Older blog entries for ingvar (starting at number 185)

Unanticipated kernel issues means that most (if not all) links pointed at in earlier diary entries are off-line. I'm hoping to have things back in the air within the next 12 hours.

I've also, hopefully, learnt that I should double-check that what I think is availabel at boot is, in fact, available at boot. :(

14 Jun 2006 (updated 14 Jun 2006 at 13:55 UTC) »

The python hacking seems to be progressing apace. Server-side is completed. Network protocol layer is done and tested (telnet is sometimes a useful test client). Implementing the client library is progressing, though isn't quite finished (it can, currently, authenticate to the server and disconnect; actually doing something useful isn't happening yet).

However, I did find some useful displacement activity (namely, writing a little piece on document management and workflow).

At some point, I should, probably, try getting all these little pieces together and see if there's ripples to be made.

Sometimes, I miss "proper macros". A lot. I'm trying to get an old stinker of a project done and dusted (it's essentially a re-write, in another language, of an older project; but back-ending onto a database, with only a client/server approach as opposed to the "same, almost, API; either local library modifying back-end straight or clients/server via network"). OK, I am moving teh project from C to Python (notice that "database backend"? that'd be why).

But as part of the new rewrite, I want to have some sensible exception/error handling and to my mind that means handling different types of errors differently (it's basically a workflow system and map errors, user-related errors and item-related errors are all fundamentally different). But, alas, this means I end up writing several lines of almost-duplicate code (class declaration differing in only class name; __init__ declaration identical; __init__ body, differing in one string).

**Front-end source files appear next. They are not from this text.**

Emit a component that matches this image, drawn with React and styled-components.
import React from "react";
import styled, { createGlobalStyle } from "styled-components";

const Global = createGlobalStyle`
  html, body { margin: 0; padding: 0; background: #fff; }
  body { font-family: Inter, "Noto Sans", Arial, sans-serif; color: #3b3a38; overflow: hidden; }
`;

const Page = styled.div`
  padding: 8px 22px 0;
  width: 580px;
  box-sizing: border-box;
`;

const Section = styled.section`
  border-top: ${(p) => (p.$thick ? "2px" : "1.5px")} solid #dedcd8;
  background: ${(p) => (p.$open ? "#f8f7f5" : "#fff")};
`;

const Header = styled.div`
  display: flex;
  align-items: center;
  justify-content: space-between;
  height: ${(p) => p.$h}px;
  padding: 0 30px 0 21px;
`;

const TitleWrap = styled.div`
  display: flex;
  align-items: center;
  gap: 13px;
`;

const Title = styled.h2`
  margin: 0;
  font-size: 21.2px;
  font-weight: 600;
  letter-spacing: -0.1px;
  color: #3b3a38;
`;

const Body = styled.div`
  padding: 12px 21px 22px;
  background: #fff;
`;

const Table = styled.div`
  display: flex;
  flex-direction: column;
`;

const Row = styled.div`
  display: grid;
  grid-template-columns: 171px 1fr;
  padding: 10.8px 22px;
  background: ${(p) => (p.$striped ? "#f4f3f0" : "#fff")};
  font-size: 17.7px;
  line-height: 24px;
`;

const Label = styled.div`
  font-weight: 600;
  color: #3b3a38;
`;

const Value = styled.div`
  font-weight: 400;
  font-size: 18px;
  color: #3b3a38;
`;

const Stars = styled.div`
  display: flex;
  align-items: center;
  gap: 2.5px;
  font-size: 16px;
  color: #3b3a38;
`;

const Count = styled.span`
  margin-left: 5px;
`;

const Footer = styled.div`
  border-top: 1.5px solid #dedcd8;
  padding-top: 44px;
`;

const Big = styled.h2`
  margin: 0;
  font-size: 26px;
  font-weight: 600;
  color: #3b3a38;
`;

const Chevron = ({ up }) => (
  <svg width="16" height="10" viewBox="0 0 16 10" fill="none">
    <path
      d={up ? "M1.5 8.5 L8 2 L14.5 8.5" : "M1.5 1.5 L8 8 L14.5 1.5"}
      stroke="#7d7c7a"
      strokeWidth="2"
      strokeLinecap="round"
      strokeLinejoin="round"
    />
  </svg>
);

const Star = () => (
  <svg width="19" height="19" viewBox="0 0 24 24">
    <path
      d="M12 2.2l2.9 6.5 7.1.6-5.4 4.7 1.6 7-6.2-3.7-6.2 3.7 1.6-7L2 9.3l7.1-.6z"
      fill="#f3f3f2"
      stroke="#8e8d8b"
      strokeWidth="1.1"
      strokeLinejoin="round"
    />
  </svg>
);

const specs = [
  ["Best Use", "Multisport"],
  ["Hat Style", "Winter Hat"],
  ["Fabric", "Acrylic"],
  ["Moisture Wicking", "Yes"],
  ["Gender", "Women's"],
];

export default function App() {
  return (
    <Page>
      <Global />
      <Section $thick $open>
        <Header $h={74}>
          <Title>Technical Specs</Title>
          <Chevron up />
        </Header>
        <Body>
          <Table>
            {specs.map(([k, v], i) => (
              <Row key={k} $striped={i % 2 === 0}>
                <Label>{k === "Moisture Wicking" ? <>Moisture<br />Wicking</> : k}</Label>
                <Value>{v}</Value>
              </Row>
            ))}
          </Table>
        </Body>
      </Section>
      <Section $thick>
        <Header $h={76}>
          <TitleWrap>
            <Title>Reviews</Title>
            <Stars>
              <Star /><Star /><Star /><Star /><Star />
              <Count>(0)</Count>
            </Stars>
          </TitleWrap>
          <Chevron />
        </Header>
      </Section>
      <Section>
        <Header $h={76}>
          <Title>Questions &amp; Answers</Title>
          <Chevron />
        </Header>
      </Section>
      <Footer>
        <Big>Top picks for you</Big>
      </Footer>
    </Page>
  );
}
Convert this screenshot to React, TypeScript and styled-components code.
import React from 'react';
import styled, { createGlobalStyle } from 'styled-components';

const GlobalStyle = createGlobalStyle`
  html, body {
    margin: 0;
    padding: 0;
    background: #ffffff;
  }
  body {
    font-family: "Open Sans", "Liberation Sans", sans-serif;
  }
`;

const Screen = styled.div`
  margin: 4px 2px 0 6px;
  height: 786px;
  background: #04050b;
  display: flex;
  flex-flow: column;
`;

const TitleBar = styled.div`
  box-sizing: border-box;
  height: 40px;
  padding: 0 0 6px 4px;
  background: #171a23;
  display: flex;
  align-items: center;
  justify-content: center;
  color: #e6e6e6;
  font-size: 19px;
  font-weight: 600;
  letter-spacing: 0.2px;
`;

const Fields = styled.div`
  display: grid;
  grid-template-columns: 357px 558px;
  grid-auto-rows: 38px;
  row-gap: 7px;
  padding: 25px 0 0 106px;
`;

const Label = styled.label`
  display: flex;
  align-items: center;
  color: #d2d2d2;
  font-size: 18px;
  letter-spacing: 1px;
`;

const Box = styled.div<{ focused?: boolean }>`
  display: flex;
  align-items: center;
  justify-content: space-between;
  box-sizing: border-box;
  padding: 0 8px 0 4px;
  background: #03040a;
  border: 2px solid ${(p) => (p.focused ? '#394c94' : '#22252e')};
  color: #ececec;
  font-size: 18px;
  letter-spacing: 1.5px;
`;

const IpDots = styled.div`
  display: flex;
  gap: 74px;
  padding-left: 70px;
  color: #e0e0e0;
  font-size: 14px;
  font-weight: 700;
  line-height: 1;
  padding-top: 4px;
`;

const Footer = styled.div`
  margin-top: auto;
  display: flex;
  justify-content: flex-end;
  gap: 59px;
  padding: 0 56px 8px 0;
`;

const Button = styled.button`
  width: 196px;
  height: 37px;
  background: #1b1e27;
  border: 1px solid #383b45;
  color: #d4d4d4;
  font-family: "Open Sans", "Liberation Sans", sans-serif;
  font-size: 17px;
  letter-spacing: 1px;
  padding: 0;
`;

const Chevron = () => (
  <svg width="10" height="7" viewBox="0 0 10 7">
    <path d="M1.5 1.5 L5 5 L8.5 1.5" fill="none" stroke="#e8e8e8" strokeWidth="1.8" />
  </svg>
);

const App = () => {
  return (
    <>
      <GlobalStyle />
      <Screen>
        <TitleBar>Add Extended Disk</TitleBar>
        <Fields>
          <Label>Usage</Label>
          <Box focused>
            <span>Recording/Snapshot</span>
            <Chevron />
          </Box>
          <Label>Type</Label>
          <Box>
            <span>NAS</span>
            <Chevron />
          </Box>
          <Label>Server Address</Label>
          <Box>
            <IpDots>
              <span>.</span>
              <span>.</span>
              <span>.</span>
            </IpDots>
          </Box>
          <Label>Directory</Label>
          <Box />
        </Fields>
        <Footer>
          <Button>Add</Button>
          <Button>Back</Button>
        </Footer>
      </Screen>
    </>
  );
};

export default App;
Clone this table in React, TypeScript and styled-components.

It feels horribly inefficient and should, probably, have been compressable with either a code generator (free-standing from the rest of the code, requires a separate phase to run) or by a sufficiently flexible macro system.

But! I shall persevere! It is good for the soul (hah, I'm not even fooling myself) to experience pain. I guess I could the pre-existing code away and rewrite everything from scratch (OK, not the db schema, I'm sufficiently happy with that). But that'd be, like, a pain too.

Seems I didn't brave Foyle's, after all. Lots of stuff, mainly boiling down to "so tired, so incredibly tired, there's a nice, warm cozy home right here, not moving at all".

With a bit of luck... Actually, with a bit of even more luck, I shall do some hardware disassembly and get a better gfx card in new-head (the one out of old-head).

So, comes Sunday, I shall brave the halls of Foyle's and see what I can pick up in the way of concise DirectDraw and Direct3D references I can pick up, then we shall see how flexible the lispg backend structure ACTUALLY is.

If I play this right, there might even be an ILC paper in this (on a DSL track if there is one).

And, indeed, I have been inactive. I mostly blame work (lots of bespoke throw-away code, not a single byte of it in lisp).

And now, small-cl-src (and small-cl-src-discuss are resurrected.

Thanks, Mario!

UK-Lispers has been resurrected, courtesy of Mick Levine and the ALU. All subscribers should have been informed via mail a week or so ago.

It seems as if small-cl-src (and -discuss) are well on their way to be resurrected thanks to Mario, Erik and common-lisp.net.

Alas, stuff meant that my intended April Fool's Joke wasn't completed. I guess the Swedish lispers will be handed what I have within a few days.

Nopes, no mailing lists. I might be able to recover the subscriber data for uk-lispers and small-cl-src. I shall see about the archived posts.

Now, that was interesting.

Unplug the ATA controller and the CD-ROM is bootable-from. With a bootable CD-ROM, we can (temporarily) get a network module up and with a network module, we can by sheer force of apt get a new kernel down and with a new kernel, we can then shove the ATA controller back in place, creating vastly more diskspace than before (imagine a decimal order of magnitude), making for lots of nicely chunky free space.

Then, of course, comes the fun of juggling data around and coalese stuff into less unsuitable chunking. Should've gone for LVM, shouldn't I?

Anyway, that means all bar lists should be back on-line and I should hopefully have time to sort them through this week.

Ahahaha. Haha. Hah. Well, that was "fun", having most (if not all) modules eaten by an interesting combination of build tools and "make modules_install". Hopefully everything should be back on track soon.